FannExplorer uses the backpropagation algorithm that we studied in class. The goal of
this problem is to produce in a hand simulation of one step in the learning of
the 4-2-4 encoder.
- Pick a time about half way through the training and copy (approximate)
values for the weights learned up to that time.
- Compute the output values for the next teaching input and compare these
with the appropriate training values.
- Illustrate the calculations that fannExplorer uses to update the weights for one iteration
with one test input. Don't forget the momentum factor (show where in the calculations the momentum factor would be applied, though of course the momentum factor will be 0 in this case because you have no previous learning step to provide momentum).
The assigned reading has further discussion as well as numerical values that may
be of use.
- In Problem 4, you calculated a lot of numbers. What, if anything, do these
numbers mean in neural terms?
- What aspects of real neural systems are mapped by PDP systems?
- What aspects of PDP systems do NOT correspond to neural systems?
- Imagine a PDP system with the following structure. You have 7 input units
(i1, i2, i3, i4, i5, i6, i7), an arbitrarily large hidden layer, and two
output units (o1, o2). Two input units will be "on"; (set to 1) at
any given time.
If the two active input nodes are next to each other, o1 should fire.
Otherwise, o2 should fire. Thus, if i3 and i4 are active, then o1 should be
active. If i3 and i5 are active, o2 should be active.
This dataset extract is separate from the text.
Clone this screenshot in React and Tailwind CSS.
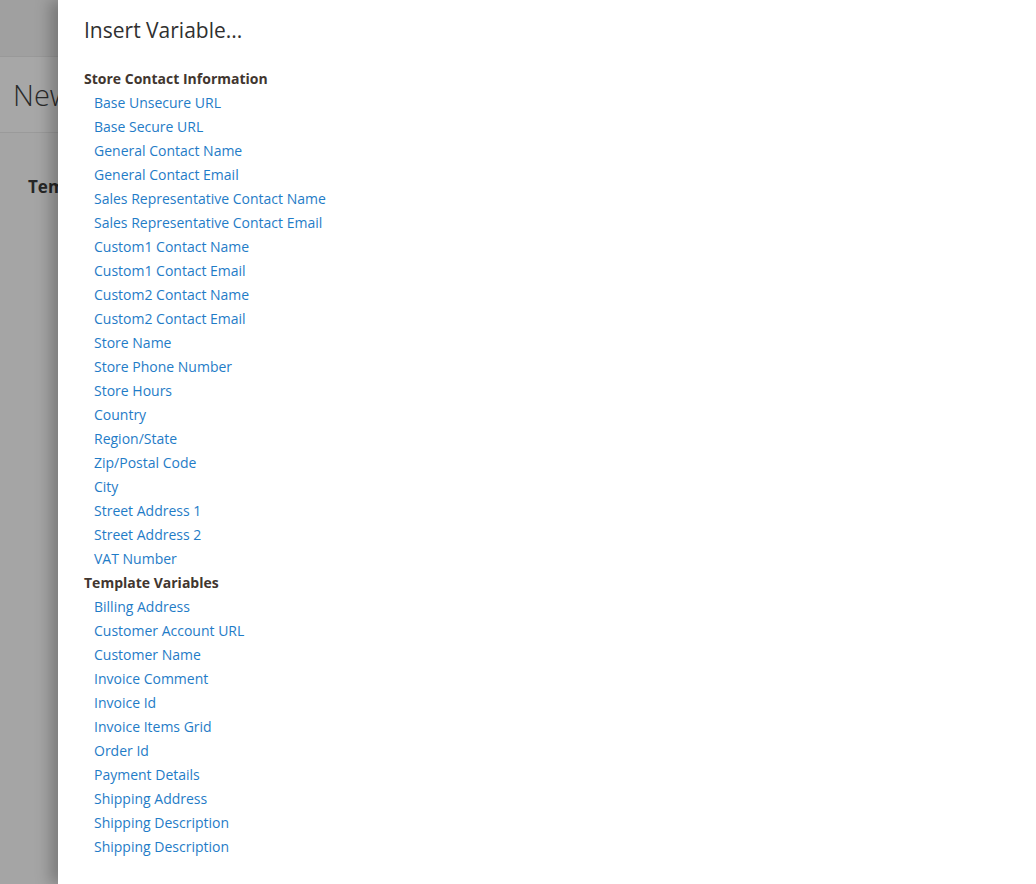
const storeVars = [
  "Base Unsecure URL",
  "Base Secure URL",
  "General Contact Name",
  "General Contact Email",
  "Sales Representative Contact Name",
  "Sales Representative Contact Email",
  "Custom1 Contact Name",
  "Custom1 Contact Email",
  "Custom2 Contact Name",
  "Custom2 Contact Email",
  "Store Name",
  "Store Phone Number",
  "Store Hours",
  "Country",
  "Region/State",
  "Zip/Postal Code",
  "City",
  "Street Address 1",
  "Street Address 2",
  "VAT Number",
];

const templateVars = [
  "Billing Address",
  "Customer Account URL",
  "Customer Name",
  "Invoice Comment",
  "Invoice Id",
  "Invoice Items Grid",
  "Order Id",
  "Payment Details",
  "Shipping Address",
  "Shipping Description",
  "Shipping Description",
];

function Group({ title, items }) {
  return (
    <div>
      <h3 className="text-[14px] leading-[24px] font-bold text-[#41362f]">{title}</h3>
      <ul className="pl-[10px]">
        {items.map((item, i) => (
          <li key={i} className="text-[14px] leading-[24px]">
            <a href="#" className="text-[#1f7cc7] no-underline">{item}</a>
          </li>
        ))}
      </ul>
    </div>
  );
}

export default function App() {
  return (
    <div className="relative h-[884px] w-full overflow-hidden bg-[#a5a5a5] font-['Open_Sans',sans-serif]">
      {/* page behind the overlay */}
      <div className="h-[57px] bg-[#a0a0a0] border-b border-[#999]" />
      <div className="h-[76px] bg-[#a7a7a7] border-b border-[#9a9a9a] flex items-center pl-[13px]">
        <h1 className="text-[29px] font-light text-[#2a2a2a]">New</h1>
      </div>
      <div className="pl-[28px] pt-[41px]">
        <span className="text-[17px] font-bold text-[#262626]">Template</span>
      </div>

      {/* slide-in modal */}
      <aside className="absolute left-[58px] top-0 bottom-0 right-0 bg-white shadow-[-8px_0_14px_rgba(0,0,0,0.25)] pl-[26px] pt-[15px]">
        <h2 className="text-[21px] leading-[30px] text-[#303030]">Insert Variable...</h2>
        <div className="mt-[22px]">
          <Group title="Store Contact Information" items={storeVars} />
          <Group title="Template Variables" items={templateVars} />
        </div>
      </aside>
    </div>
  );
}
Can the system learn this?
- Assume the system can, and has, learned this. Now imagine moving the input
nodes around. The connections and weights are all still the same, but now
the spatial ordering of the input units is (i4, i2, i7, i1, i3, i6, i5).
So, the weights between numbered units are the same (o1 still has the same
input weight from i1, and so forth), but the desired outputs have been
altered (for instance, we want o1 to fire when i4 and i2 are active,
because they are now adjacent).
Does the response of the output units to the input change at all?
- Does the response of the outputs tell you anything about the spatial
ordering of the input nodes?
- How does this compare to human neural systems?